The word was originally used as a term to describe someone who was grotesque or very odd in some way. It comes to us by way of Guy Fawkes, the hero of the Catholic restorationists who was captured while attempting to blow up Parliament with gunpowder.

So the term, originally used to describe an effigy of Guy Fawkes that was traditionally burned by Protestants to commemorate Fawkes's execution, has its roots in anti-Catholicism and British nationalism.

Whatever its origins, my folksy use of "you guys" is no good.

Here's the article (edited down):

Mesa County foreclosures not near Front Range levels

Saturday, December 20, 2008

A recent [CDH] foreclosure report paints Mesa County in a better light than the rest of the state.

The report tallied completed foreclosures, or foreclosures that went to sale, rather than the number of filings.

As of the end of September, there had been one completed foreclosure for every 749 houses in Mesa County. The ratio in Adams County is one in 58 houses, in Denver County one in 78 and in Pueblo County one in 102 houses.

“It’s a totally different situation for Mesa County,” said Ryan McMaken, spokesman for the division. “You guys are nowhere near in the same boat as some of the metro areas.”

McMaken said he used the number of completed foreclosures because it does not duplicate households that may have filed for foreclosure on two different mortgages, and because many foreclosure filings are stopped before going through the entire process. Sales figures were not available to use before, McMaken said.

“That number is telling me that we had a lot more lenders that withdrew the foreclosures,” Brown said. “They did not want us to take the homes to sale. They cured or withdrew and renegotiated the sale.

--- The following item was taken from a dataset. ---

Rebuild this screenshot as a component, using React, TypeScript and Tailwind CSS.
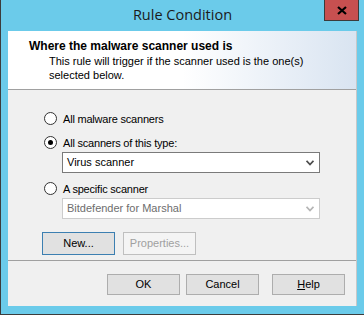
import React from 'react'

const font = { fontFamily: '"Liberation Sans", Arial, sans-serif' }

const Radio = ({ checked, label }: { checked?: boolean; label: string }) => (
  <div className="flex items-center h-[13px]">
    <span className="w-[13px] h-[13px] rounded-full border border-[#333] bg-white flex items-center justify-center shrink-0">
      {checked && <span className="w-[5px] h-[5px] rounded-full bg-black" />}
    </span>
    <span className="ml-[6px] text-[11px] leading-[14px] tracking-[-0.2px] text-black">{label}</span>
  </div>
)

const Chevron = ({ color }: { color: string }) => (
  <svg width="8" height="6" viewBox="0 0 8 6" className="shrink-0">
    <path d="M0.5 0.8 L4 4.5 L7.5 0.8" fill="none" stroke={color} strokeWidth="1.8" />
  </svg>
)

const Combo = ({ value, disabled }: { value: string; disabled?: boolean }) => (
  <div
    className={`ml-[18px] w-[258px] h-[21px] bg-white border flex items-center justify-between pl-[4px] pr-[5px] text-[11px] ${
      disabled ? 'border-[#cccccc] text-[#6d6d6d]' : 'border-[#7a7a7a] text-black'
    }`}
  >
    <span>{value}</span>
    <Chevron color={disabled ? '#b5b5b5' : '#4d4d4d'} />
  </div>
)

const Btn = ({
  children,
  variant = 'normal',
  className = '',
}: {
  children: React.ReactNode
  variant?: 'normal' | 'focus' | 'disabled'
  className?: string
}) => {
  const styles = {
    normal: 'border-[#adadad] bg-[#e1e1e1] text-black',
    focus: 'border-[#3c7fb1] bg-[#e1e1e1] text-black',
    disabled: 'border-[#bfbfbf] bg-[#f4f4f4] text-[#a0a0a0]',
  }
  return (
    <div className={`w-[73px] border flex items-center justify-center text-[11px] ${styles[variant]} ${className}`}>
      {children}
    </div>
  )
}

export default function App() {
  return (
    <div
      className="w-[364px] h-[315px] bg-[#6bcbea] border-l border-b border-[#3c3c3c] flex flex-col pr-[7px] pl-[7px] pb-[8px]"
      style={font}
    >
      {/* title bar */}
      <div className="h-[31px] relative flex items-start justify-center shrink-0">
        <span
          className="mt-[5px] text-[14.5px] leading-[20px] text-[#1b1b1b]"
          style={{ fontFamily: '"Open Sans", "Noto Sans", sans-serif' }}
        >
          Rule Condition
        </span>
        <div className="absolute top-0 right-[-2px] w-[35px] h-[21px] bg-[#c75050] border border-t-0 border-[#3b3b3b] flex items-center justify-center">
          <svg width="10" height="9" viewBox="0 0 10 9">
            <path d="M1 1 L9 8 M9 1 L1 8" stroke="#000" strokeWidth="2.2" />
          </svg>
        </div>
      </div>

      {/* client */}
      <div className="flex-1 flex flex-col bg-[#f0f0f0] border-r border-[#c8c8c8]">
        <div className="h-[58px] bg-gradient-to-r from-white from-50% to-[#d9e4f1] pl-[21px] pt-[8px] shrink-0">
          <div className="text-[12px] leading-[14px] font-bold text-black">Where the malware scanner used is</div>
          <div className="ml-[20px] mt-[1px] text-[11px] leading-[14px] text-black">
            This rule will trigger if the scanner used is the one(s)
            <br />
            selected below.
          </div>
        </div>

        <div className="h-[172px] border-t border-b border-[#a0a0a0] pl-[36px] pt-[22px] flex flex-col shrink-0">
          <Radio label="All malware scanners" />
          <div className="mt-[11px]">
            <Radio checked label="All scanners of this type:" />
          </div>
          <div className="mt-[3px]">
            <Combo value="Virus scanner" />
          </div>
          <div className="mt-[9px]">
            <Radio label="A specific scanner" />
          </div>
          <div className="mt-[3px]">
            <Combo value="Bitdefender for Marshal" disabled />
          </div>
          <div className="mt-[13px] ml-[-2px] flex gap-[8px]">
            <Btn variant="focus" className="h-[23px]">New...</Btn>
            <Btn variant="disabled" className="h-[23px]">Properties...</Btn>
          </div>
        </div>

        <div className="flex-1 flex justify-end pt-[13px] pr-[11px]">
          <Btn className="h-[21px]">OK</Btn>
          <Btn className="h-[21px] ml-[6px]">Cancel</Btn>
          <Btn className="h-[21px] ml-[13px]">
            <span>
              <span className="underline">H</span>elp
            </span>
          </Btn>
        </div>
      </div>
    </div>
  )
}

Year-to-date, the number of foreclosures filed in Mesa County is 445, which is more than the total for 2007, Brown said. He predicted it will reach between 450 and 460. The number of completed foreclosures will be about 101, he added.

Counties nearby are in a similar situation in terms of the number of completed foreclosures, McMaken said.

“Housing’s so tight in Garfield County that if you can’t make payments, you just sell your house, and it goes in a month,” he said. “Moffat County is the other lowest place. Where mining activity is happening, there’s just nobody foreclosing.”